**Work to complete**: List every line in this data where the string "styles" occurs.

**Information provided**:
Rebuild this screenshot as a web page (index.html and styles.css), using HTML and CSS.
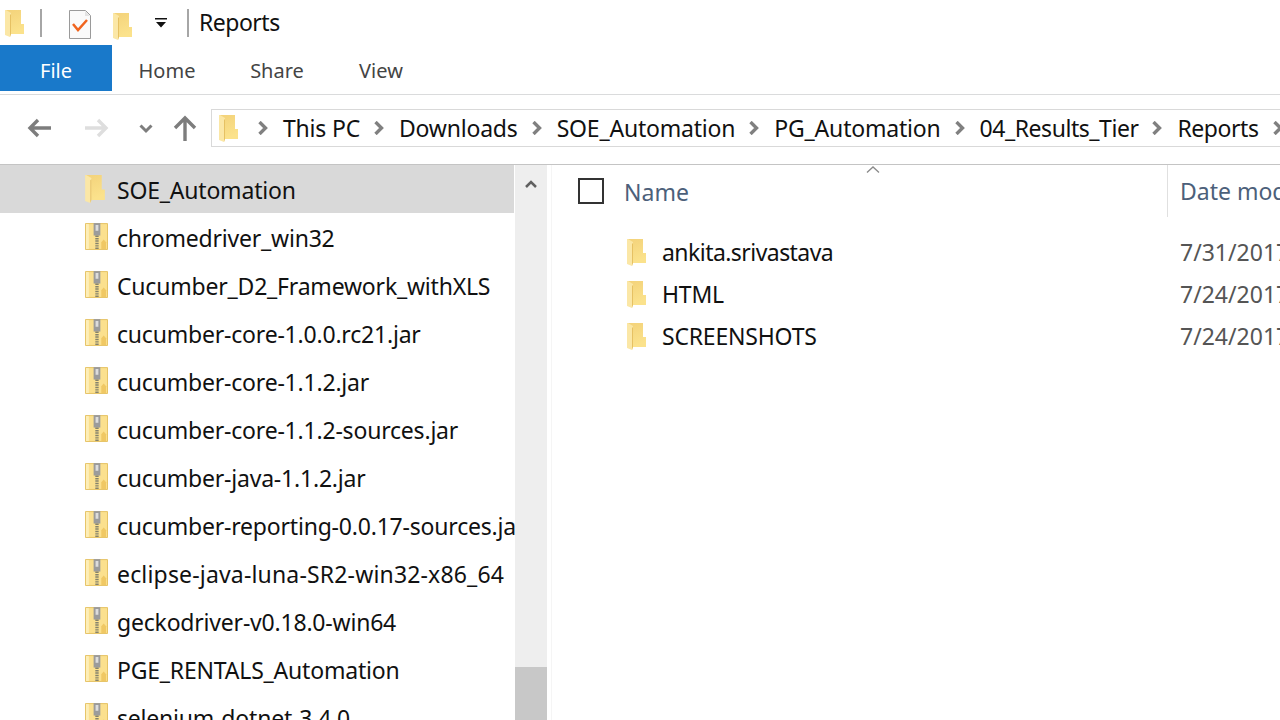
FILE: index.html
```html
<!doctype html>
<html lang="en">
<head>
<meta charset="utf-8">
<title>Reports</title>
<link rel="stylesheet" href="styles.css">
</head>
<body>
<svg class="defs" width="0" height="0">
  <defs>
    <linearGradient id="folderfill" x1="0" y1="0" x2="0.3" y2="1">
      <stop offset="0" stop-color="#f3d27a"/>
      <stop offset="1" stop-color="#fbe28c"/>
    </linearGradient>
  </defs>
  <symbol id="folder" viewBox="0 0 19 27">
    <path fill="url(#folderfill)" d="M0 0h16v14l3 0v10H6z"/>
    <path fill="#fbe7a6" d="M0 0h1l5 3v21l-1 3-5-2z"/>
    <path fill="#e6c163" d="M5 27V5l1-1v20z"/>
  </symbol>
  <symbol id="zip" viewBox="0 0 24 29">
    <path fill="#fbe08e" stroke="#e5c060" d="M.5.5h23v27H.5z"/>
    <path fill="#fdeeb8" d="M1 1h3v26H1z"/>
    <path fill="#f0c864" d="M19.500 17l2.500 3v7h-5v-7z"/>
    <path fill="#9b9b9b" d="M9 0h7v13H9z"/>
    <path fill="#dcdcdc" d="M11 2h3v6h-3z"/>
    <path fill="none" stroke="#85826c" stroke-width="3.500" stroke-dasharray="1.500 1" d="M12.500 13v15"/>
  </symbol>
  <symbol id="chev" viewBox="0 0 10 14">
    <path fill="none" stroke="#808080" stroke-width="3.400" d="M1.500 1l6 6-6 6"/>
  </symbol>
</svg>

<header class="titlebar">
  <svg class="qa-folder first"><use href="#folder"/></svg>
  <span class="qa-sep"></span>
  <svg class="qa-check" viewBox="0 0 22 29">
    <path fill="#fafafa" stroke="#9a9a9a" d="M.5.5h16l5 5v23H.5z"/>
    <path fill="#e3e3e3" d="M16 1v5h5z"/>
    <path fill="none" stroke="#f0641e" stroke-width="2.500" d="M4 14l5 6 9-10"/>
  </svg>
  <svg class="qa-folder second"><use href="#folder"/></svg>
  <svg class="qa-drop" viewBox="0 0 12 10">
    <path fill="#111" d="M0 0h12v1.400H0zM1 4h10L6 9.500z"/>
  </svg>
  <span class="qa-sep last"></span>
  <span class="title">Reports</span>
</header>

<nav class="tabs">
  <a class="tab file">File</a>
  <a class="tab home">Home</a>
  <a class="tab share">Share</a>
  <a class="tab view">View</a>
</nav>

<div class="addressrow">
  <svg class="nav back" viewBox="0 0 24 20"><path fill="none" stroke="#7d7d7d" stroke-width="3.400" d="M24 10H4M11 2l-8 8 8 8"/></svg>
  <svg class="nav forward" viewBox="0 0 24 20"><path fill="none" stroke="#dedede" stroke-width="3.400" d="M0 10h20M13 2l8 8-8 8"/></svg>
  <svg class="nav recent" viewBox="0 0 14 10"><path fill="none" stroke="#7d7d7d" stroke-width="3" d="M1.500 1.500L7 7l5.500-5.500"/></svg>
  <svg class="nav up" viewBox="0 0 24 26"><path fill="none" stroke="#7d7d7d" stroke-width="3.400" d="M12 26V4M2 13L12 3l10 10"/></svg>
  <div class="crumbs">
    <svg class="crumb-folder"><use href="#folder"/></svg>
    <svg class="chev"><use href="#chev"/></svg>
    <span class="crumb">This PC</span>
    <svg class="chev"><use href="#chev"/></svg>
    <span class="crumb">Downloads</span>
    <svg class="chev"><use href="#chev"/></svg>
    <span class="crumb">SOE_Automation</span>
    <svg class="chev"><use href="#chev"/></svg>
    <span class="crumb">PG_Automation</span>
    <svg class="chev"><use href="#chev"/></svg>
    <span class="crumb tight">04_Results_Tier</span>
    <svg class="chev"><use href="#chev"/></svg>
    <span class="crumb tight">Reports</span>
    <svg class="chev"><use href="#chev"/></svg>
  </div>
</div>

<main class="panes">
  <aside class="tree">
    <ul class="tree-list">
      <li class="tree-row selected"><svg class="tree-folder"><use href="#folder"/></svg><span>SOE_Automation</span></li>
      <li class="tree-row"><svg class="tree-zip"><use href="#zip"/></svg><span>chromedriver_win32</span></li>
      <li class="tree-row"><svg class="tree-zip"><use href="#zip"/></svg><span>Cucumber_D2_Framework_withXLS</span></li>
      <li class="tree-row"><svg class="tree-zip"><use href="#zip"/></svg><span>cucumber-core-1.0.0.rc21.jar</span></li>
      <li class="tree-row"><svg class="tree-zip"><use href="#zip"/></svg><span>cucumber-core-1.1.2.jar</span></li>
      <li class="tree-row"><svg class="tree-zip"><use href="#zip"/></svg><span>cucumber-core-1.1.2-sources.jar</span></li>
      <li class="tree-row"><svg class="tree-zip"><use href="#zip"/></svg><span>cucumber-java-1.1.2.jar</span></li>
      <li class="tree-row"><svg class="tree-zip"><use href="#zip"/></svg><span>cucumber-reporting-0.0.17-sources.jar</span></li>
      <li class="tree-row wide"><svg class="tree-zip"><use href="#zip"/></svg><span>eclipse-java-luna-SR2-win32-x86_64</span></li>
      <li class="tree-row"><svg class="tree-zip"><use href="#zip"/></svg><span>geckodriver-v0.18.0-win64</span></li>
      <li class="tree-row"><svg class="tree-zip"><use href="#zip"/></svg><span>PGE_RENTALS_Automation</span></li>
      <li class="tree-row"><svg class="tree-zip"><use href="#zip"/></svg><span>selenium-dotnet-3.4.0</span></li>
    </ul>
    <div class="scrollbar">
      <svg class="scroll-up" viewBox="0 0 12 8"><path fill="none" stroke="#606060" stroke-width="2.500" d="M1 7l5-5 5 5"/></svg>
      <div class="scroll-thumb"></div>
    </div>
  </aside>

  <section class="files">
    <div class="columns">
      <span class="checkbox"></span>
      <div class="col-name">
        Name
        <svg class="sort" viewBox="0 0 14 7"><path fill="none" stroke="#8a8a8a" stroke-width="1.300" d="M1 6.500l6-5.500 6 5.500"/></svg>
      </div>
      <div class="col-date">Date modified</div>
    </div>
    <ul class="file-list">
      <li class="file-row"><svg class="file-folder"><use href="#folder"/></svg><span class="file-name tight">ankita.srivastava</span><span class="file-date">7/31/2017 11:42 AM</span></li>
      <li class="file-row"><svg class="file-folder"><use href="#folder"/></svg><span class="file-name">HTML</span><span class="file-date">7/24/2017 3:10 PM</span></li>
      <li class="file-row"><svg class="file-folder"><use href="#folder"/></svg><span class="file-name">SCREENSHOTS</span><span class="file-date">7/24/2017 3:10 PM</span></li>
    </ul>
  </section>
</main>
</body>
</html>
```

FILE: styles.css
```css
* { box-sizing: border-box; }
html, body { height: 100%; }
body {
  margin: 0;
  height: 720px;
  overflow: hidden;
  background: #fff;
  color: #111;
  font-family: "Noto Sans", "Open Sans", sans-serif;
  font-size: 23px;
  letter-spacing: -0.2px;
}
ul { list-style: none; margin: 0; padding: 0; }
.defs { display: block; height: 0; }
svg { display: block; flex: none; }

/* title bar */
.titlebar {
  display: flex;
  align-items: center;
  height: 45px;
  padding-left: 5px;
}
.qa-folder { width: 19px; height: 27px; }
.qa-folder.first { margin-top: 1px; }
.qa-folder.second { margin-left: 22px; margin-top: 7px; }
.qa-sep { width: 2px; height: 28px; margin-left: 16px; background: #a6a6a6; }
.qa-sep.last { margin-left: 20px; margin-right: 10px; }
.qa-check { width: 22px; height: 29px; margin-left: 27px; margin-top: 4px; }
.qa-drop { width: 12px; height: 10px; margin-left: 23px; }
.title { font-size: 23px; letter-spacing: -0.5px; line-height: 49px; }

/* ribbon tabs */
.tabs {
  display: flex;
  height: 50px;
  border-bottom: 1px solid #dadbdc;
  color: #444;
  letter-spacing: 0;
}
.tab { height: 46px; line-height: 51px; text-align: center; font-size: 20px; }
.file { width: 112px; background: #1979ca; color: #fff; }
.home { width: 110px; }
.share { width: 110px; }
.view { width: 98px; }

/* address row */
.addressrow {
  display: flex;
  align-items: center;
  height: 70px;
  padding-bottom: 3px;
  border-bottom: 1px solid #c4c4c4;
  padding-left: 27px;
}
.back { width: 24px; height: 20px; }
.forward { width: 24px; height: 20px; margin-left: 34px; }
.recent { width: 14px; height: 10px; margin-left: 30px; margin-top: 2px; }
.up { width: 24px; height: 26px; margin-left: 20px; }
.crumbs {
  display: flex;
  align-items: center;
  flex: none;
  width: 1100px;
  height: 38px;
  margin-left: 14px;
  padding-left: 7px;
  border: 1px solid #d9d9d9;
  border-right: none;
  white-space: nowrap;
}
.crumb-folder { width: 19px; height: 27px; margin-right: 20px; }
.chev { width: 10px; height: 14px; margin: 0 15px 0 14px; }
.crumb-folder + .chev { margin-left: 0; }
.crumb.tight { letter-spacing: -0.45px; }

/* panes */
.panes { display: flex; height: 555px; }
.tree {
  display: flex;
  width: 552px;
  flex: none;
  border-right: 1px solid #f5f5f5;
}
.tree-list { width: 515px; flex: none; overflow: hidden; }
.tree-row {
  display: flex;
  align-items: center;
  height: 48px;
  padding-left: 85px;
  white-space: nowrap;
  width: 515px;
  overflow: hidden;
}
.tree-row span { padding-top: 2px; }
.tree-row.selected { background: #d9d9d9; width: 514px; }
.tree-row.wide { letter-spacing: 0.17px; }
.tree-folder { width: 20px; height: 28px; margin-right: 12px; }
.tree-zip { width: 23px; height: 28px; margin-right: 9px; }
.scrollbar {
  position: relative;
  width: 32px;
  background: #eee;
}
.scroll-up { width: 12px; height: 8px; margin: 15px 0 0 10px; }
.scroll-thumb {
  position: absolute;
  left: 0;
  right: 0;
  bottom: 0;
  height: 53px;
  background: #c8c8c8;
}

/* file list */
.files { flex: 1; min-width: 0; overflow: hidden; }
.columns {
  display: flex;
  align-items: center;
  height: 52px;
  padding-left: 26px;
  color: #4c607a;
  letter-spacing: 0;
}
.checkbox { width: 26px; height: 26px; border: 2px solid #333; flex: none; }
.col-name {
  position: relative;
  width: 564px;
  height: 52px;
  line-height: 54px;
  padding-left: 20px;
  border-right: 1px solid #e0e0e0;
  flex: none;
}
.sort { position: absolute; left: 262px; top: 1px; width: 14px; height: 7px; }
.col-date { padding-left: 12px; white-space: nowrap; }
.file-list { padding-top: 14px; }
.file-row {
  display: flex;
  align-items: center;
  height: 42px;
  padding-left: 75px;
  white-space: nowrap;
}
.file-folder { width: 19px; height: 27px; margin-right: 16px; }
.file-name { width: 518px; flex: none; }
.file-name.tight { letter-spacing: -0.55px; }
.file-date { color: #555; letter-spacing: 0; }
```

**Answer**:
Rebuild this screenshot as a web page (index.html and styles.css), using HTML and CSS.
<link rel="stylesheet" href="styles.css">
FILE: styles.css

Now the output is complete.